The failure of these New Economy players in China is in stark contrast to the success of brick-and-mortar companies. Consumer stars like Nike, food franchises like Kentucky Fried Chicken, industrial giants like General Electric and United Technologies, and technology behemoths ranging from Microsoft to Intel to IBM have prospered in China. In fact, mainland China has been the most impressive growth market for hundreds of global companies for the past decade. So how did Google stumble so badly?
On Wednesday next week, the New America Foundation is teaming up with Slate for an event on Google, China and Internet Freedom (register here if you would like to attend) featuring Open Society Institute fellow Rebecca MacKinnon, Foreign Policy contributing editor Evgeny Morozov, Columbia Law School professor and Slate contributor Tim Wu, and Clinton’s senior adviser for innovation Alec Ross. Atlantic Monthly correspondent and New America board member James Fallows will moderate.

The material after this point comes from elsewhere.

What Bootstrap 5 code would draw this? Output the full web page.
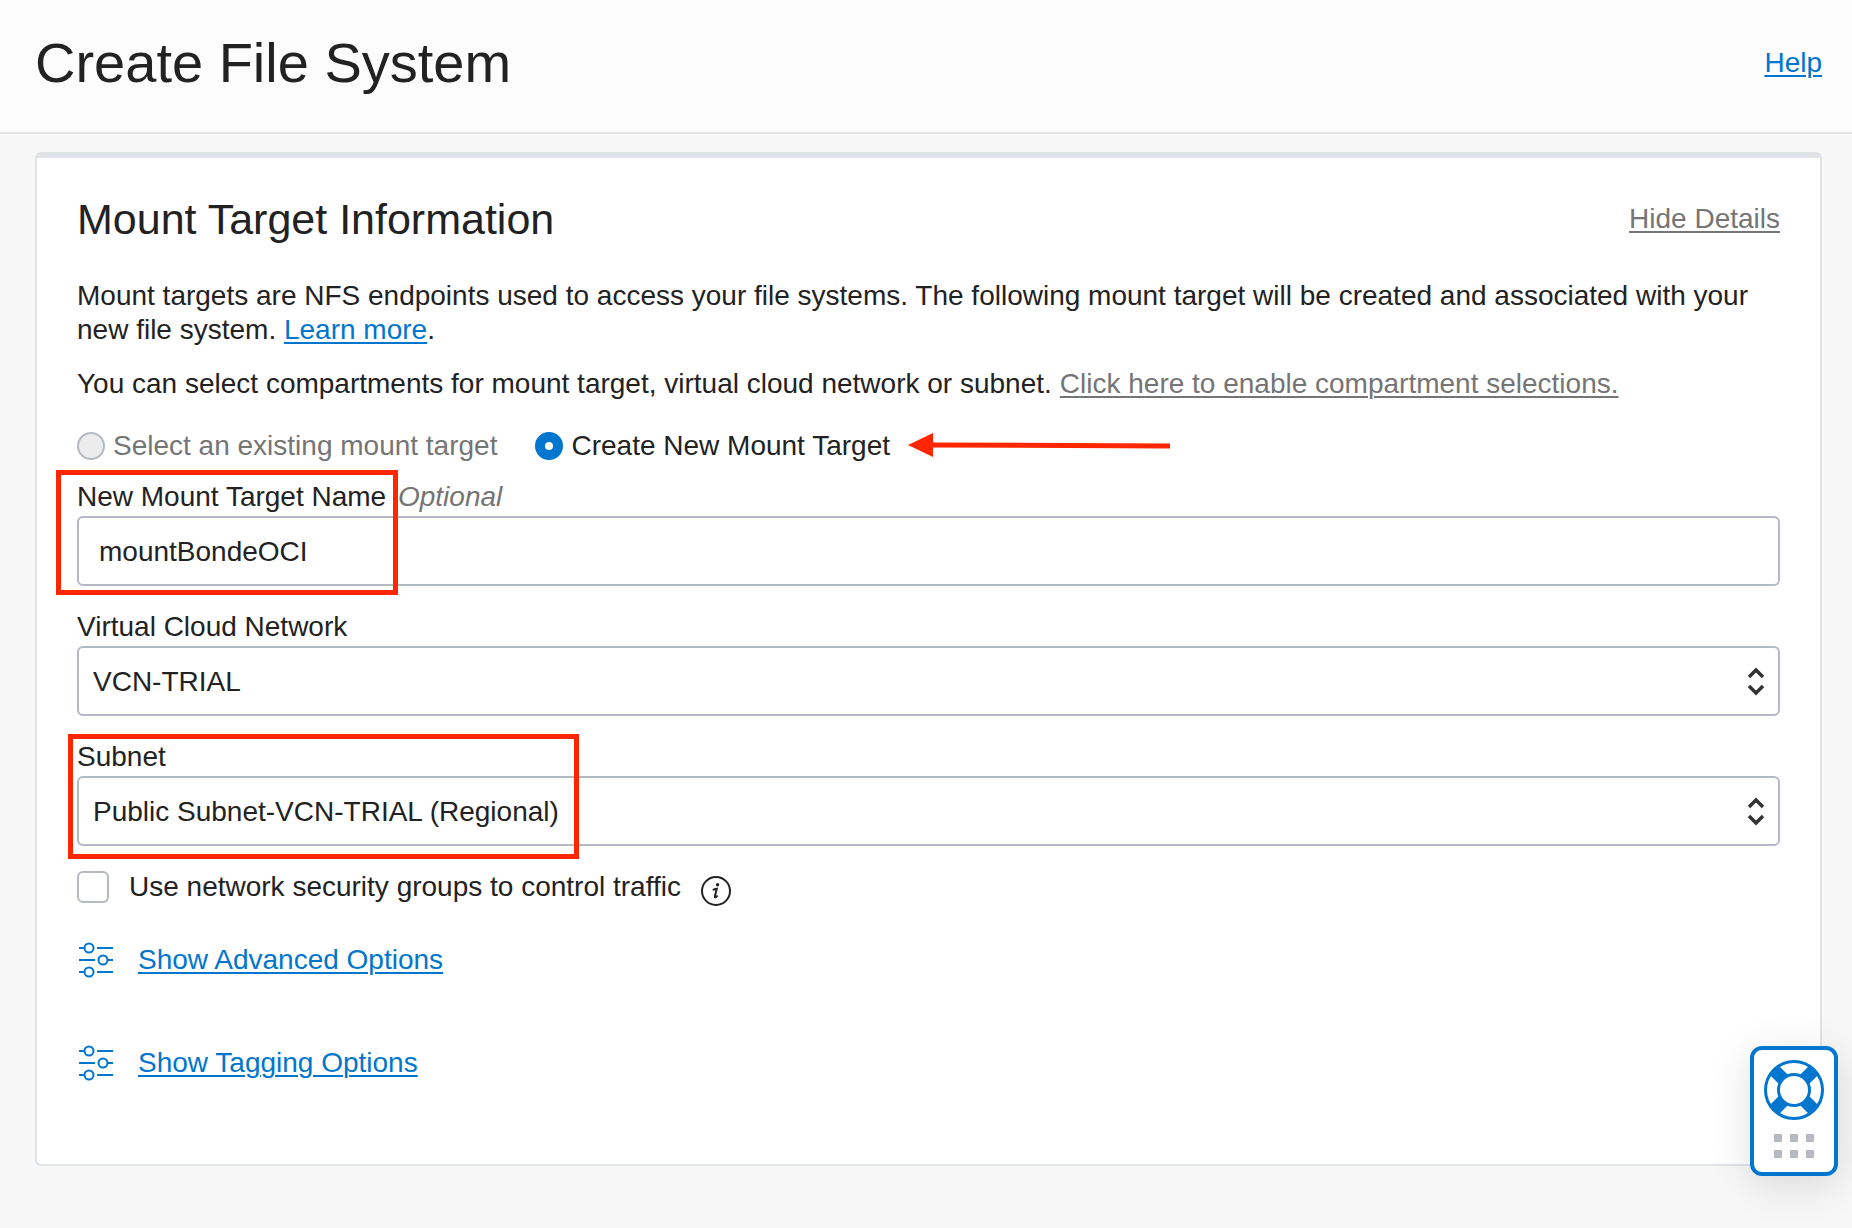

I have been saying for some time that America’s challenge versus China is that the latter, in a national sense, has looked like Google — full of promise and growth in the future and thus China has been given a political weight that its substantive realities in real time today don’t justify. America, in contrast, looks like a large, well-branded, underperforming asset — like Xerox or General Motors.
Clearly, no matter what the outcome of this standoff, I think China looks less like Google now and perhaps more like Goldman Sachs — which I’ll explain another day.